## THE REQUEST
Write out exactly the lines from the line with "Output the component" through the line with "import React from 'react';", including both, and nothing more.

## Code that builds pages

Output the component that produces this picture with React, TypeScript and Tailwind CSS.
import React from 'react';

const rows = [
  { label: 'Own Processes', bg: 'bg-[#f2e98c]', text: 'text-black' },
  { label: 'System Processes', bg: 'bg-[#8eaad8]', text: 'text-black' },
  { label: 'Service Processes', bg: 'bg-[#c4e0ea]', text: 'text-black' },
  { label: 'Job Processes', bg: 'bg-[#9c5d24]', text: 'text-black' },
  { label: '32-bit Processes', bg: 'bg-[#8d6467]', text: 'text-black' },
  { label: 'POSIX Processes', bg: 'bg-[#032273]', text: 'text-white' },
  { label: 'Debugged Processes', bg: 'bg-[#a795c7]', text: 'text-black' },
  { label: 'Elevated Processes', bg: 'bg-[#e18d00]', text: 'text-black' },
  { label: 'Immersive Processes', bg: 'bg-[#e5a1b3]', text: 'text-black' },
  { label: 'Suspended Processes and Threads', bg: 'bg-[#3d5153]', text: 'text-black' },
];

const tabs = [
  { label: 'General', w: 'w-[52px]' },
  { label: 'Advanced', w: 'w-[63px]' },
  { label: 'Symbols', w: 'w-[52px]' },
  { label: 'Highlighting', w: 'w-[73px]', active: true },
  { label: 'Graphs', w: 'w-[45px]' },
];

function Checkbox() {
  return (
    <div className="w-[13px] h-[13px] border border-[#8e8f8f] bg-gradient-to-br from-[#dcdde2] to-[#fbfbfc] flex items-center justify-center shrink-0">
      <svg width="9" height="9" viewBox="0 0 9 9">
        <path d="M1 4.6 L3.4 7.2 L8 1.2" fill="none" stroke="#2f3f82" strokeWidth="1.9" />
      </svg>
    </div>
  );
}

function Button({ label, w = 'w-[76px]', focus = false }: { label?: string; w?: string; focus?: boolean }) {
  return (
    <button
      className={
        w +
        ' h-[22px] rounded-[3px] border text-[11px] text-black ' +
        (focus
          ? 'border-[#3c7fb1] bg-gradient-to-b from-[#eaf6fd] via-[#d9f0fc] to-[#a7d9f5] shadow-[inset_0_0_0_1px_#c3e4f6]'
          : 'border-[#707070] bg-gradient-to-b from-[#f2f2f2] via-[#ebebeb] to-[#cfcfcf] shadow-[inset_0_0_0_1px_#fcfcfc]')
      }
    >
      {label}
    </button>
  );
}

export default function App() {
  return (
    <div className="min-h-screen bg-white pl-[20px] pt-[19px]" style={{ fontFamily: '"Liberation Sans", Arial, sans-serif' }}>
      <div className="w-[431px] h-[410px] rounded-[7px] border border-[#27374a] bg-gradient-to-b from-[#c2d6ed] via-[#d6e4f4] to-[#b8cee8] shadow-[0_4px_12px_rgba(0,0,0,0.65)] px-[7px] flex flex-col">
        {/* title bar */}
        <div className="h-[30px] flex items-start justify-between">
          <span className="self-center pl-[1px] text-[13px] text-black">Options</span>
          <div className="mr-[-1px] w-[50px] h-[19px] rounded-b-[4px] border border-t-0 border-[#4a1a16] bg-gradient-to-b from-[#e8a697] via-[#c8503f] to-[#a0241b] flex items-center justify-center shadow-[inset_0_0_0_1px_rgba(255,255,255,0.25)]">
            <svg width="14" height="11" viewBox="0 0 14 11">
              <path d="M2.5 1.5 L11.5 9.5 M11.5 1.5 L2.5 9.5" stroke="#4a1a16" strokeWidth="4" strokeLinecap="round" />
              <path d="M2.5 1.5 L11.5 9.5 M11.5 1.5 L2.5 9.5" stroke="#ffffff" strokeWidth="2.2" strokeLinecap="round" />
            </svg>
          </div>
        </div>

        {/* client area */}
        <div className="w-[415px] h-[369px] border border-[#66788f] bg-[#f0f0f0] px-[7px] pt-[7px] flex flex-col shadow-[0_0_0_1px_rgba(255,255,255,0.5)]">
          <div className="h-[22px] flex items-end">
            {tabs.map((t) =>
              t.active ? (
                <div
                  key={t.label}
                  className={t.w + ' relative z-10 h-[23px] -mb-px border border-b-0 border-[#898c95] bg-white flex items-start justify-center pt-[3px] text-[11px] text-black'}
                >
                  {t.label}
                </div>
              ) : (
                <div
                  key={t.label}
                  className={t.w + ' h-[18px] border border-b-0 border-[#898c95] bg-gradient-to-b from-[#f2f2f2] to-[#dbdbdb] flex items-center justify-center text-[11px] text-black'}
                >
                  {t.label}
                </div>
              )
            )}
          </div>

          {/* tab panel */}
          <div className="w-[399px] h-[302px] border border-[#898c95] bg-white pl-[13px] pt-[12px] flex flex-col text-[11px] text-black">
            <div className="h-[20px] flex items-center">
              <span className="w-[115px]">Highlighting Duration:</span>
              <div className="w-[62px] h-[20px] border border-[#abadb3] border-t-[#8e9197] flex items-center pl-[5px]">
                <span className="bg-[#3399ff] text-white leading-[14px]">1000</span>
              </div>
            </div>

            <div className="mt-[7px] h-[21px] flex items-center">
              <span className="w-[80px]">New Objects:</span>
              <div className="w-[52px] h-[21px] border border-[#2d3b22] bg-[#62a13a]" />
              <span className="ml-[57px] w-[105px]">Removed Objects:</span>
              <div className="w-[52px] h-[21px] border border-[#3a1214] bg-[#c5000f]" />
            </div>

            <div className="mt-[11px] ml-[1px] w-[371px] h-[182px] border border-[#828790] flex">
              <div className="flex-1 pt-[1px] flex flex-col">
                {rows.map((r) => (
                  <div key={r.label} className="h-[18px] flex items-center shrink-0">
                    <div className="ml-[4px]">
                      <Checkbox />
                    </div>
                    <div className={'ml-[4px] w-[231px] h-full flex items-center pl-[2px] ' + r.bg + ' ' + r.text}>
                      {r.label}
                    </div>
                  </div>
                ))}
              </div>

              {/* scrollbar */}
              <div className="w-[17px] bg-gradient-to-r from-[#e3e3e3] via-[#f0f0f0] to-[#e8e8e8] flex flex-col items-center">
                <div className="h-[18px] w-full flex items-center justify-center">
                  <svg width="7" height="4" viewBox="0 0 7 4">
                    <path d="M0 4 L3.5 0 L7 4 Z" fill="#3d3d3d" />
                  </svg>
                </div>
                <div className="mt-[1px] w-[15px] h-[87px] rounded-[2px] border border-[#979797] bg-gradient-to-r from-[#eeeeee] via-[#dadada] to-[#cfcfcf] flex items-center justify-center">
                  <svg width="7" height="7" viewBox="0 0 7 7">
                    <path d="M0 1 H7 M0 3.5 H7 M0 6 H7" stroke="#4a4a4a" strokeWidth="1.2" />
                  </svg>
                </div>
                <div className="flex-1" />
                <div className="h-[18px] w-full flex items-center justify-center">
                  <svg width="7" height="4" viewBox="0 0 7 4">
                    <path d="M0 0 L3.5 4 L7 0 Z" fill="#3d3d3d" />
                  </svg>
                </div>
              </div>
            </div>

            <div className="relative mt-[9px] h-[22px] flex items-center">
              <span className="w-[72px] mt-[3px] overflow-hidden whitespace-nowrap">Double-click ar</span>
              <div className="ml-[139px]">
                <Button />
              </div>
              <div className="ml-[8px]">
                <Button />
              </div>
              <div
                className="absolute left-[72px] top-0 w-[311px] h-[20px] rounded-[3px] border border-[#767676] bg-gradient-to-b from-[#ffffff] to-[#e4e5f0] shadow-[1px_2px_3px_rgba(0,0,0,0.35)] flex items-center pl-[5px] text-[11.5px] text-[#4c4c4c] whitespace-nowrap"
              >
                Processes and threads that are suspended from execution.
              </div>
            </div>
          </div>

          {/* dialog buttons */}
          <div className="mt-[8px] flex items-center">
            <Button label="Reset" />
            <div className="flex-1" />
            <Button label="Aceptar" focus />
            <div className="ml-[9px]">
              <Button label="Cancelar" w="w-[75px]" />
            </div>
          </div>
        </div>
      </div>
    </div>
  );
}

---

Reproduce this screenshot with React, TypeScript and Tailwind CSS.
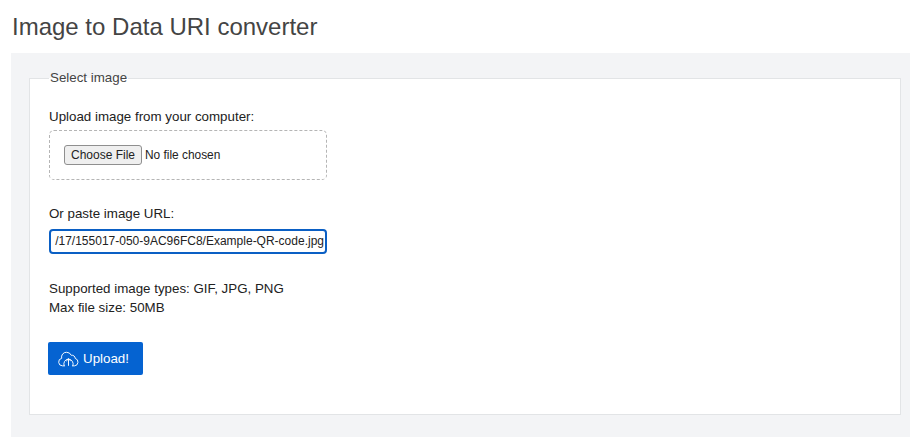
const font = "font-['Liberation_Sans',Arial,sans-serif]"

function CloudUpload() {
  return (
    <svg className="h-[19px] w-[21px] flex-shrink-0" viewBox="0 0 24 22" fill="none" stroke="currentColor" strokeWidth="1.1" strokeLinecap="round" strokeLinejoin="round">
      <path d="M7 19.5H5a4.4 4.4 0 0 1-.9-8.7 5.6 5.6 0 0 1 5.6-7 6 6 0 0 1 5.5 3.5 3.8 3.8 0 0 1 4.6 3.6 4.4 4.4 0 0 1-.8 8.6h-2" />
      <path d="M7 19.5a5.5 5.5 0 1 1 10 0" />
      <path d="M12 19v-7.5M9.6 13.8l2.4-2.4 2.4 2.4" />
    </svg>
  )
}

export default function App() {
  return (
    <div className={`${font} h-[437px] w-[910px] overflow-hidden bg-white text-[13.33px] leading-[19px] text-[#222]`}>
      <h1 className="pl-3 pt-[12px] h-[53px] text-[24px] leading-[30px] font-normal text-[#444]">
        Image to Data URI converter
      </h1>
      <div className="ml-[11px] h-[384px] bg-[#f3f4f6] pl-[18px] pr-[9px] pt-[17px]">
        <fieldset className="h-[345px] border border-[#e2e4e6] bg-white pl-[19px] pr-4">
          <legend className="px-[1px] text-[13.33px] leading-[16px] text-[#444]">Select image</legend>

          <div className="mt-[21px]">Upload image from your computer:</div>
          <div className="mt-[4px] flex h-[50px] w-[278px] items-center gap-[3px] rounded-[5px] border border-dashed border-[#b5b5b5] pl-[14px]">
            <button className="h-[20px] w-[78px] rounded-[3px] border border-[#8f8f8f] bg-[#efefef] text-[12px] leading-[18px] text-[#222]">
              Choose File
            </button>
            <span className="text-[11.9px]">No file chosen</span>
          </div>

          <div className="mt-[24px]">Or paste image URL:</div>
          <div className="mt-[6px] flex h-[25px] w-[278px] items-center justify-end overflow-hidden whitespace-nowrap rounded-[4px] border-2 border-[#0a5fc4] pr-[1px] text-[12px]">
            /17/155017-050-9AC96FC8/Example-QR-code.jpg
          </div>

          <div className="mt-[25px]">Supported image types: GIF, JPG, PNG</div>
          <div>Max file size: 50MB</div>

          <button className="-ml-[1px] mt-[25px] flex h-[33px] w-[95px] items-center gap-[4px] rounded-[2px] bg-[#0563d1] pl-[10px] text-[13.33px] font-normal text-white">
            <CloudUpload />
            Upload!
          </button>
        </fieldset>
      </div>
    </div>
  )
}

## FULL SOLUTION
Output the component that produces this picture with React, TypeScript and Tailwind CSS.
import React from 'react';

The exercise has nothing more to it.